For dinner, we went back to the restaurant we visited previously in Paris, L’Aubergeade. It was close, it was so good the first time, and there were more things that we wanted to try on their menu. This time, we just went for the main courses and dessert without an appetizer. Vere went for the Magret de canard with a caramel au jus and mashed potatoes with nutmeg. And I went for the lobster. It was twice the amount of pasta one could possibly eat, but the lobster was delicious. For dessert we shared what they called an Omelette Norvégienne de la maison flambée au rhum. It was basically a Baked Alaska, with a layer of cake, a layer of ice cream over it and topped with a soft meringue which is toasted in the oven, then served setting aflame with 151 rum. Vere wanted to dive in before the fire went out and I had to stop him. There wasn’t enough ice cream and too much meringue to make it a traditional dish, but it was still good.
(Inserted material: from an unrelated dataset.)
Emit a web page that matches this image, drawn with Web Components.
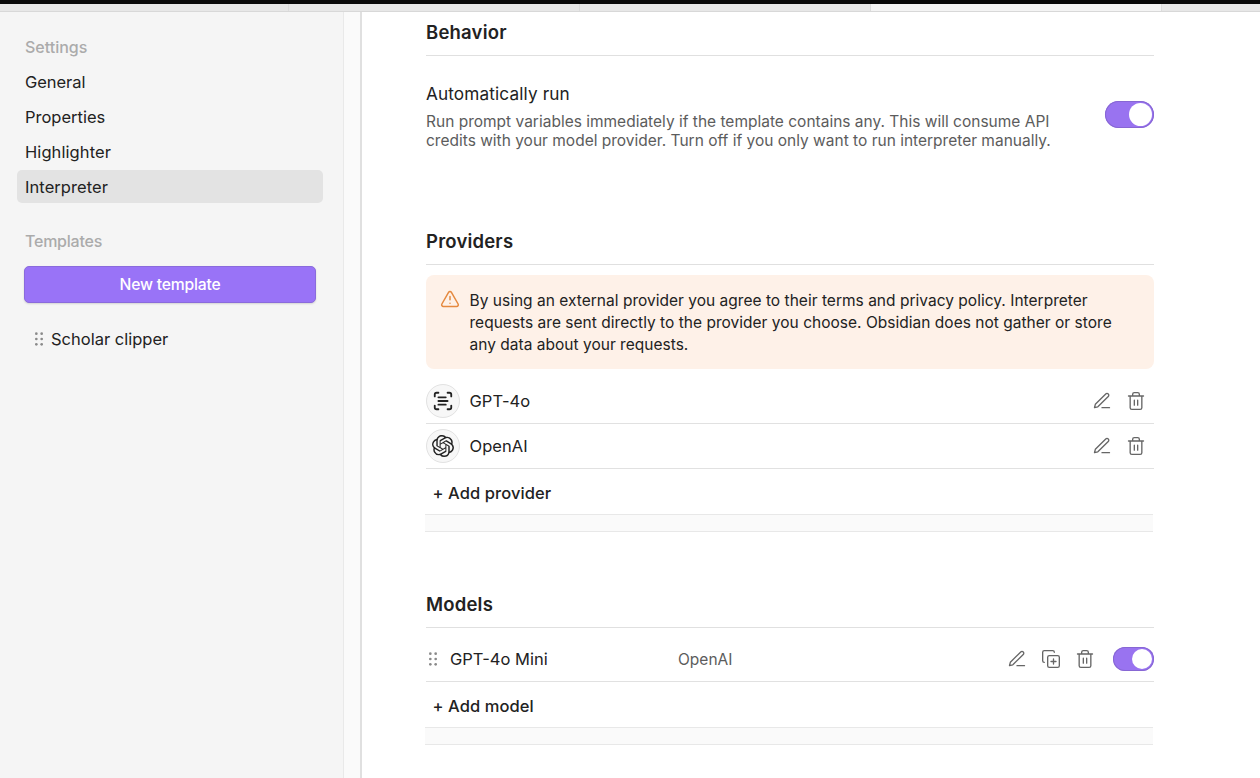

We slowly strolled back, arm in arm, extolling the virtues of Paris. Vere would love to live there, but I decided it was too big of a busy city, the traffic was bad, too much graffiti and it was too crowded. We had experienced the spring tourist crowds swell since we had arrived three weeks before. The Uber drivers are saints, the way they put up with bad traffic and crazy drivers. But to live in Provence. Now, that would be more relaxing.

The next morning, with our suitcases already packed, we took one last stroll up on the elevated walkway. Then got a taxi to the airport. Our flights took their usual course, allowing us time to reminisce. It had been a great trip, especially with this time enjoying Aix-en-Provence. Still, we’ve so much more to see in France in the years to come, as I know we will.